--- begin SOURCE MATERIAL ---
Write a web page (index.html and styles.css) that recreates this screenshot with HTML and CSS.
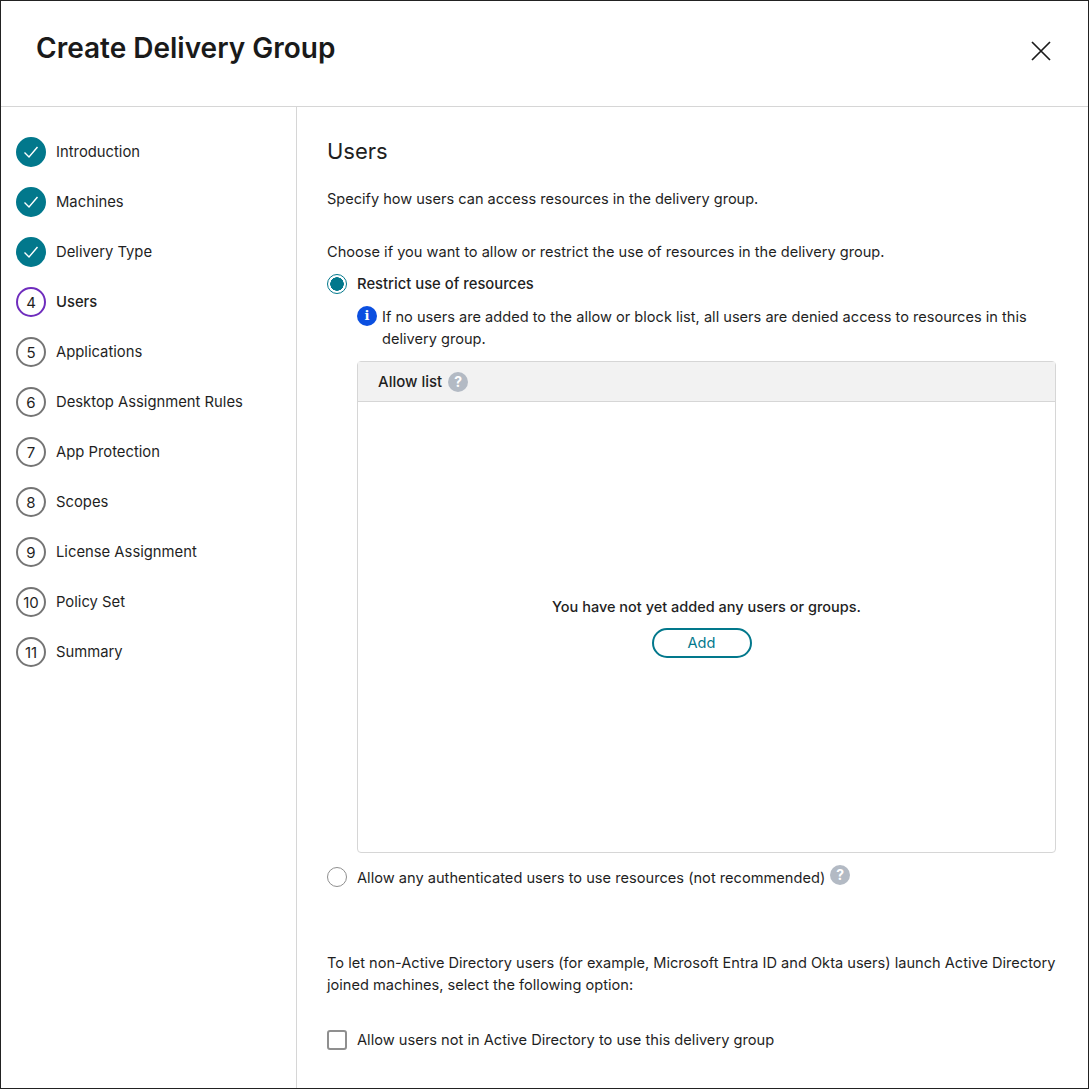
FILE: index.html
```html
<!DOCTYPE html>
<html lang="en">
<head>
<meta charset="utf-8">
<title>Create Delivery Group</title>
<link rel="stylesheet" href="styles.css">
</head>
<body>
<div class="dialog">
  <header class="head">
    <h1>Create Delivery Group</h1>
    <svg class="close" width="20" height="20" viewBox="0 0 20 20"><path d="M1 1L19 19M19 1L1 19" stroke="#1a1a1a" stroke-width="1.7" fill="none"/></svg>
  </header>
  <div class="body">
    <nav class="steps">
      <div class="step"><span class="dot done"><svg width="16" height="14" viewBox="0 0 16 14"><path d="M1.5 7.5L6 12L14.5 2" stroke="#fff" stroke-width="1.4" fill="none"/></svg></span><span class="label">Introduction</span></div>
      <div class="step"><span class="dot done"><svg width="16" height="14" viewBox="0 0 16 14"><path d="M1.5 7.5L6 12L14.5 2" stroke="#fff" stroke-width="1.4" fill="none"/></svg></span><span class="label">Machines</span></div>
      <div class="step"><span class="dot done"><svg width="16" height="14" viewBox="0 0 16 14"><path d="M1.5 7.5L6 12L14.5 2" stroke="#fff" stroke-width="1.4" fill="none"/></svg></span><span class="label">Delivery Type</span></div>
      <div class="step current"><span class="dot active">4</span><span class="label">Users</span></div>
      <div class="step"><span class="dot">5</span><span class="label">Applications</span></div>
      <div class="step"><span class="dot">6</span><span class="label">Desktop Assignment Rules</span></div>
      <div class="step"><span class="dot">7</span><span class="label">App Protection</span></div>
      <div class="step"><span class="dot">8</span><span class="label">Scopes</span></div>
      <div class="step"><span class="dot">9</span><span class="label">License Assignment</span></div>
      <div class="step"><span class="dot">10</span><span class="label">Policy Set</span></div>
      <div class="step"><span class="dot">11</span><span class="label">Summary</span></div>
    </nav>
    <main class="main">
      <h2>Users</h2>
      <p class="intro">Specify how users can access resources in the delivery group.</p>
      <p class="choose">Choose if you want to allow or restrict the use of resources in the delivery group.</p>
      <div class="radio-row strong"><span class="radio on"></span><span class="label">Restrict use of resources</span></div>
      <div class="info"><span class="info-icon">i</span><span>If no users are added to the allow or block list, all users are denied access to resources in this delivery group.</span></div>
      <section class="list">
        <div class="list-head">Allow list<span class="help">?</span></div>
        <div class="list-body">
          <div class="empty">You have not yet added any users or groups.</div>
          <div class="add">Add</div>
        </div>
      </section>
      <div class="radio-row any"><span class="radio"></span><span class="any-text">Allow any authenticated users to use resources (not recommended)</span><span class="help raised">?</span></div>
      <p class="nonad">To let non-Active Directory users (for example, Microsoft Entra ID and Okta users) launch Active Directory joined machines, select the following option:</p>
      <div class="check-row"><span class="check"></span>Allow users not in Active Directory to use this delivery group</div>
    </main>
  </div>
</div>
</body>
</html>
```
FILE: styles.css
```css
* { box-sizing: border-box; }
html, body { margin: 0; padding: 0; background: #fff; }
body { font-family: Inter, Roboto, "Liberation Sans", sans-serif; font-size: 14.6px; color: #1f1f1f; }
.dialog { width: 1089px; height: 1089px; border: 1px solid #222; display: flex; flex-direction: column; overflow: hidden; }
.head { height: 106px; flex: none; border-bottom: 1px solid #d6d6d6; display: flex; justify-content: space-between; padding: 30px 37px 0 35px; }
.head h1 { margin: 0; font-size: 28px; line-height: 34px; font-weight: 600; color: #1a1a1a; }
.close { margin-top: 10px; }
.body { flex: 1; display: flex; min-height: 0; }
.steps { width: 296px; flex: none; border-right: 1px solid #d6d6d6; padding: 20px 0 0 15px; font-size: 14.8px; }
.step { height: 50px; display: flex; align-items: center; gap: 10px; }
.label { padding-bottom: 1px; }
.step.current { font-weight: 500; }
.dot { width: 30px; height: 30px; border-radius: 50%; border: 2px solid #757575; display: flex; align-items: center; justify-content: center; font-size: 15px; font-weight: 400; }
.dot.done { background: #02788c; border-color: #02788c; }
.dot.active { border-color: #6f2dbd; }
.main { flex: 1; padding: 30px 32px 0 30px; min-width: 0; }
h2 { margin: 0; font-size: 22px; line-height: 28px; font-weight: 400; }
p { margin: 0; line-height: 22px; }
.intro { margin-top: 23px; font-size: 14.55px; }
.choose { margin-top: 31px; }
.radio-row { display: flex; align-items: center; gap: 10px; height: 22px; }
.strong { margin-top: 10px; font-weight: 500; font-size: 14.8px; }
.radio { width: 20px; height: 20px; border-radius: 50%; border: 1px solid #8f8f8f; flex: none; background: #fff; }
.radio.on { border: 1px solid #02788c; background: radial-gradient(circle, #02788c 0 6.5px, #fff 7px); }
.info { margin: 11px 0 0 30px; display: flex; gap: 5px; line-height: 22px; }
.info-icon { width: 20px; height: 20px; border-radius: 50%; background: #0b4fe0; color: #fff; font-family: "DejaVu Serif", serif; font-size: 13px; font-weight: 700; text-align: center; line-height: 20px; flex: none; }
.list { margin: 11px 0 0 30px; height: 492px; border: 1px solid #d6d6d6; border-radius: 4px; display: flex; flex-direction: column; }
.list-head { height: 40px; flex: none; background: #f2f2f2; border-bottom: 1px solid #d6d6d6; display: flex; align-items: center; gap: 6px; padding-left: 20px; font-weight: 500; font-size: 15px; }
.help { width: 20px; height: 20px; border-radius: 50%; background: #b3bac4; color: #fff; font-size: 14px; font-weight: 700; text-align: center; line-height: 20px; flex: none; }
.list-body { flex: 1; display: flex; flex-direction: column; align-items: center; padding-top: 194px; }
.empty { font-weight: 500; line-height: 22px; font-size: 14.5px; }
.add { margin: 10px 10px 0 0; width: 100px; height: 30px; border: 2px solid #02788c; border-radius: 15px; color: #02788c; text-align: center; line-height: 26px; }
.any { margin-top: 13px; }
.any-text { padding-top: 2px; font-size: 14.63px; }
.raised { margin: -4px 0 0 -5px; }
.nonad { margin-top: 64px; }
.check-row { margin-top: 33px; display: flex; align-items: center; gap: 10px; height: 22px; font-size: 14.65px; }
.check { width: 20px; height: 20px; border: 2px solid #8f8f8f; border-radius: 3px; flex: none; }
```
--- end SOURCE MATERIAL ---
Output each line exactly; omit every picture.

Write a web page (index.html and styles.css) that recreates this screenshot with HTML and CSS.
FILE: index.html
```html
<!DOCTYPE html>
<html lang="en">
<head>
<meta charset="utf-8">
<title>Create Delivery Group</title>
<link rel="stylesheet" href="styles.css">
</head>
<body>
<div class="dialog">
  <header class="head">
    <h1>Create Delivery Group</h1>
    <svg class="close" width="20" height="20" viewBox="0 0 20 20"><path d="M1 1L19 19M19 1L1 19" stroke="#1a1a1a" stroke-width="1.7" fill="none"/></svg>
  </header>
  <div class="body">
    <nav class="steps">
      <div class="step"><span class="dot done"><svg width="16" height="14" viewBox="0 0 16 14"><path d="M1.5 7.5L6 12L14.5 2" stroke="#fff" stroke-width="1.4" fill="none"/></svg></span><span class="label">Introduction</span></div>
      <div class="step"><span class="dot done"><svg width="16" height="14" viewBox="0 0 16 14"><path d="M1.5 7.5L6 12L14.5 2" stroke="#fff" stroke-width="1.4" fill="none"/></svg></span><span class="label">Machines</span></div>
      <div class="step"><span class="dot done"><svg width="16" height="14" viewBox="0 0 16 14"><path d="M1.5 7.5L6 12L14.5 2" stroke="#fff" stroke-width="1.4" fill="none"/></svg></span><span class="label">Delivery Type</span></div>
      <div class="step current"><span class="dot active">4</span><span class="label">Users</span></div>
      <div class="step"><span class="dot">5</span><span class="label">Applications</span></div>
      <div class="step"><span class="dot">6</span><span class="label">Desktop Assignment Rules</span></div>
      <div class="step"><span class="dot">7</span><span class="label">App Protection</span></div>
      <div class="step"><span class="dot">8</span><span class="label">Scopes</span></div>
      <div class="step"><span class="dot">9</span><span class="label">License Assignment</span></div>
      <div class="step"><span class="dot">10</span><span class="label">Policy Set</span></div>
      <div class="step"><span class="dot">11</span><span class="label">Summary</span></div>
    </nav>
    <main class="main">
      <h2>Users</h2>
      <p class="intro">Specify how users can access resources in the delivery group.</p>
      <p class="choose">Choose if you want to allow or restrict the use of resources in the delivery group.</p>
      <div class="radio-row strong"><span class="radio on"></span><span class="label">Restrict use of resources</span></div>
      <div class="info"><span class="info-icon">i</span><span>If no users are added to the allow or block list, all users are denied access to resources in this delivery group.</span></div>
      <section class="list">
        <div class="list-head">Allow list<span class="help">?</span></div>
        <div class="list-body">
          <div class="empty">You have not yet added any users or groups.</div>
          <div class="add">Add</div>
        </div>
      </section>
      <div class="radio-row any"><span class="radio"></span><span class="any-text">Allow any authenticated users to use resources (not recommended)</span><span class="help raised">?</span></div>
      <p class="nonad">To let non-Active Directory users (for example, Microsoft Entra ID and Okta users) launch Active Directory joined machines, select the following option:</p>
      <div class="check-row"><span class="check"></span>Allow users not in Active Directory to use this delivery group</div>
    </main>
  </div>
</div>
</body>
</html>
```
FILE: styles.css
```css
* { box-sizing: border-box; }
html, body { margin: 0; padding: 0; background: #fff; }
body { font-family: Inter, Roboto, "Liberation Sans", sans-serif; font-size: 14.6px; color: #1f1f1f; }
.dialog { width: 1089px; height: 1089px; border: 1px solid #222; display: flex; flex-direction: column; overflow: hidden; }
.head { height: 106px; flex: none; border-bottom: 1px solid #d6d6d6; display: flex; justify-content: space-between; padding: 30px 37px 0 35px; }
.head h1 { margin: 0; font-size: 28px; line-height: 34px; font-weight: 600; color: #1a1a1a; }
.close { margin-top: 10px; }
.body { flex: 1; display: flex; min-height: 0; }
.steps { width: 296px; flex: none; border-right: 1px solid #d6d6d6; padding: 20px 0 0 15px; font-size: 14.8px; }
.step { height: 50px; display: flex; align-items: center; gap: 10px; }
.label { padding-bottom: 1px; }
.step.current { font-weight: 500; }
.dot { width: 30px; height: 30px; border-radius: 50%; border: 2px solid #757575; display: flex; align-items: center; justify-content: center; font-size: 15px; font-weight: 400; }
.dot.done { background: #02788c; border-color: #02788c; }
.dot.active { border-color: #6f2dbd; }
.main { flex: 1; padding: 30px 32px 0 30px; min-width: 0; }
h2 { margin: 0; font-size: 22px; line-height: 28px; font-weight: 400; }
p { margin: 0; line-height: 22px; }
.intro { margin-top: 23px; font-size: 14.55px; }
.choose { margin-top: 31px; }
.radio-row { display: flex; align-items: center; gap: 10px; height: 22px; }
.strong { margin-top: 10px; font-weight: 500; font-size: 14.8px; }
.radio { width: 20px; height: 20px; border-radius: 50%; border: 1px solid #8f8f8f; flex: none; background: #fff; }
.radio.on { border: 1px solid #02788c; background: radial-gradient(circle, #02788c 0 6.5px, #fff 7px); }
.info { margin: 11px 0 0 30px; display: flex; gap: 5px; line-height: 22px; }
.info-icon { width: 20px; height: 20px; border-radius: 50%; background: #0b4fe0; color: #fff; font-family: "DejaVu Serif", serif; font-size: 13px; font-weight: 700; text-align: center; line-height: 20px; flex: none; }
.list { margin: 11px 0 0 30px; height: 492px; border: 1px solid #d6d6d6; border-radius: 4px; display: flex; flex-direction: column; }
.list-head { height: 40px; flex: none; background: #f2f2f2; border-bottom: 1px solid #d6d6d6; display: flex; align-items: center; gap: 6px; padding-left: 20px; font-weight: 500; font-size: 15px; }
.help { width: 20px; height: 20px; border-radius: 50%; background: #b3bac4; color: #fff; font-size: 14px; font-weight: 700; text-align: center; line-height: 20px; flex: none; }
.list-body { flex: 1; display: flex; flex-direction: column; align-items: center; padding-top: 194px; }
.empty { font-weight: 500; line-height: 22px; font-size: 14.5px; }
.add { margin: 10px 10px 0 0; width: 100px; height: 30px; border: 2px solid #02788c; border-radius: 15px; color: #02788c; text-align: center; line-height: 26px; }
.any { margin-top: 13px; }
.any-text { padding-top: 2px; font-size: 14.63px; }
.raised { margin: -4px 0 0 -5px; }
.nonad { margin-top: 64px; }
.check-row { margin-top: 33px; display: flex; align-items: center; gap: 10px; height: 22px; font-size: 14.65px; }
.check { width: 20px; height: 20px; border: 2px solid #8f8f8f; border-radius: 3px; flex: none; }
```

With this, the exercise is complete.